Die Häuser sollten, wie Jakob Fugger im Stiftungsbrief den Zweck der Siedlung formulierte, an fromme, arme aber arbeitswillige Tagelöhner und Handwerker, Bürger der Stadt Augsburg, vermietet werden, die Fürsorge benötigten, aber keine Almosenempfänger waren. Die Jahresmiete betrug einen rheinischen Gulden. Dies entsprach damals dem monatlichen Einkommen eines Tagelöhners. Eine weitere Bedingung beim Einzug war, dass die Bewohner sich verpflichteten, täglich für die Mitglieder der Familie Fugger zu beten.
Im Gegensatz zu früheren Armensiedlungen fehlten der Fuggerei öffentliche Räume und kommunikative Zentren, und die Bewohner der Fuggerei waren auf die individuell abgegrenzten privaten Wohnbereiche ihrer Wohnung verwiesen. Es gab keine geselligen Anlässe, die die Bewohner von einem gottesfürchtigen und arbeitsamen Leben hätten abhalten können. Wer abends zu spät aus der Kneipe nach Hause kam, wurde vom Verwalter, dem die Aufsicht vor Ort oblag und der das Torhaus der Siedlung als Wohnung erhielt, nicht mehr hinein gelassen.

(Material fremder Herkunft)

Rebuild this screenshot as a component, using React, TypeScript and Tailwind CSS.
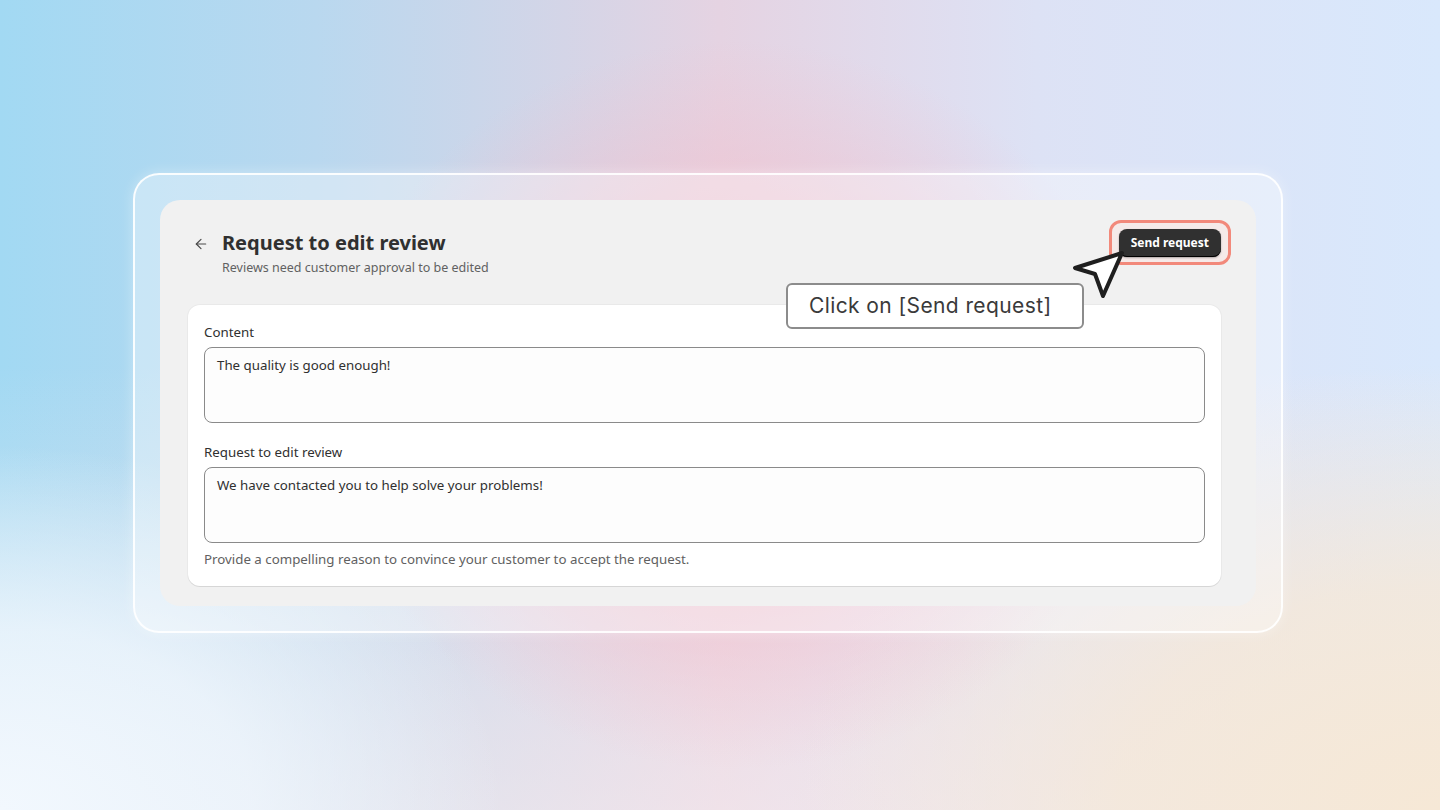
import { ArrowLeft } from "lucide-react";

const ui = { fontFamily: '"Noto Sans", "Open Sans", sans-serif' };

function Field({ label, value }: { label: string; value: string }) {
  return (
    <div className="flex flex-col">
      <label className="text-[13.3px] leading-[18px] text-[#303030]">{label}</label>
      <textarea
        readOnly
        defaultValue={value}
        className="mt-[6px] h-[76px] w-full resize-none rounded-[8px] border border-[#8a8a8a] bg-[#fdfdfd] px-[12px] pt-[8px] text-[13.3px] leading-[18px] text-[#303030] outline-none"
        style={ui}
      />
    </div>
  );
}

export default function App() {
  return (
    <div
      className="relative h-[810px] w-[1440px] overflow-hidden bg-[#e4d9e8] bg-[radial-gradient(28%_45%_at_51%_50%,rgba(243,190,203,1)_0%,rgba(243,190,203,0.6)_50%,transparent_100%),radial-gradient(35%_45%_at_0%_100%,#f2f8fe_0%,rgba(242,248,254,0.75)_50%,transparent_100%),radial-gradient(45%_55%_at_100%_100%,#f6e8d6_0%,rgba(246,232,214,0.75)_50%,transparent_100%),linear-gradient(to_bottom,transparent_0%,transparent_45%,rgba(247,236,238,0.6)_100%),linear-gradient(to_right,#a2d9f3_0%,#b9d8ef_22%,#e5d3e2_50%,#dde2f5_72%,#d9e8fc_100%)]"
      style={ui}
    >
      <div className="pl-[133px] pt-[173px]">
        {/* glass frame */}
        <div className="w-[1150px] rounded-[26px] border-2 border-white/90 bg-white/35 p-[25px] shadow-[0_0_14px_rgba(255,255,255,0.35)]">
          <div className="rounded-[20px] bg-[#f1f1f1] pb-[20px] pl-[28px] pr-[35px] pt-[30px]">
            {/* header */}
            <div className="flex items-start justify-between">
              <div className="flex items-start pl-[5px]">
                <ArrowLeft size={16} strokeWidth={1.8} className="mt-[6px] text-[#4a4a4a]" />
                <div className="ml-[13px] flex flex-col">
                  <h1 className="text-[20px] font-bold leading-[26px] text-[#303030]">Request to edit review</h1>
                  <p className="mt-[3px] text-[12.5px] leading-[18px] text-[#616161]">
                    Reviews need customer approval to be edited
                  </p>
                </div>
              </div>
              <div className="relative -mt-[1px]">
                <div className="absolute -bottom-[8px] -left-[10px] -right-[10px] -top-[9px] rounded-[12px] border-[3px] border-[#f2897b] bg-[#f8e6e4]/60" />
                <button className="relative h-[28px] rounded-[8px] bg-[#303030] px-[12px] text-[12px] font-bold text-white shadow-[inset_0_-1px_0_#000,0_1px_2px_rgba(0,0,0,0.3)]">
                  Send request
                </button>
              </div>
            </div>

            {/* card */}
            <div className="mt-[28px] flex flex-col gap-[20px] rounded-[12px] bg-white px-4 pb-[18px] pt-[18px] shadow-[0_1px_0_rgba(0,0,0,0.08),0_0_0_1px_rgba(0,0,0,0.03)]">
              <Field label="Content" value="The quality is good enough!" />
              <div className="flex flex-col">
                <Field label="Request to edit review" value="We have contacted you to help solve your problems!" />
                <p className="mt-[7px] text-[13.3px] leading-[18px] text-[#616161]">
                  Provide a compelling reason to convince your customer to accept the request.
                </p>
              </div>
            </div>
          </div>
        </div>
      </div>

      {/* callout */}
      <div
        className="absolute left-[786px] top-[283px] flex h-[46px] w-[298px] items-center rounded-[6px] border-2 border-[#8c8c8c] bg-white pl-[21px] text-[21px] tracking-[0.4px] text-[#3a3a3a]"
        style={{ fontFamily: 'Inter, "Noto Sans", sans-serif' }}
      >
        Click on [Send request]
      </div>

      {/* cursor */}
      <svg className="absolute left-[1066px] top-[245px]" width="66" height="60" viewBox="0 0 66 60">
        <polygon
          points="56,8 9,23 29,29 37,51"
          fill="#ffffff"
          stroke="#1f1f1f"
          strokeWidth="4"
          strokeLinejoin="round"
        />
      </svg>
    </div>
  );
}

In der Stiftung zeigte sich eine neue Auffassung von Armenfürsorge. Städtische Obrigkeiten im späten Mittelalter hatten angesichts der wachsenden Zahl von Bettlern und Almosenempfängern begonnen, zwischen ehrlichen und betrügerischen Armen zu unterscheiden; nur die „ortsansässigen und ehrbaren“ Armen galten danach als unterstützenswürdig.
So lebten hier zumeist einfache Arbeiter mit ihren Frauen und Kindern, die ganz im Sinne dieser Auffassung innerhalb und außerhalb der Fuggerei ihrem Broterwerb nachgehen konnten, jedoch im Falle der Verbesserung ihrer wirtschaftlichen Situation in andere Wohnungen umziehen sollten.
Heute ist die Fuggerei eine, wenn nicht die älteste noch bestehende Sozialsiedlung der Welt. Sie besteht gegenwärtig aus 140 Wohnungen, verteilt auf 67 Reihenhäuser als Ensemble mit acht Gassen, eigener Kirche und Stadtmauer. Die Wohnungen, die heute ca. 60 Quadratmeter groß sind, haben jeweils einen eigenen Eingang, wobei die im Erdgeschoss liegenden Wohnungen über einen Garten, jene im Obergeschoss über einen eigenen Dachboden verfügen. In der Siedlung leben heute 150 katholische überwiegend ältere Augsburger Bürger mit geringen Einkommen. Für die Menschen, die hier leben oder einziehen wollen gelten nach wie vor dieselben Regeln und Aufnahmebedingungen wie zur Zeit der Gründung. So beträgt auch die Jahres(kalt)miete für eine Wohnung in der Fuggerei bis heute den nominellen Gegenwert eines Rheinischen Gulden, derzeit 0,88 Euro. Finanziert wird die Sozialsiedlung bis heute aus dem Stiftungsvermögen Jakob Fuggers, bestehend aus Wäldern und Immobilien.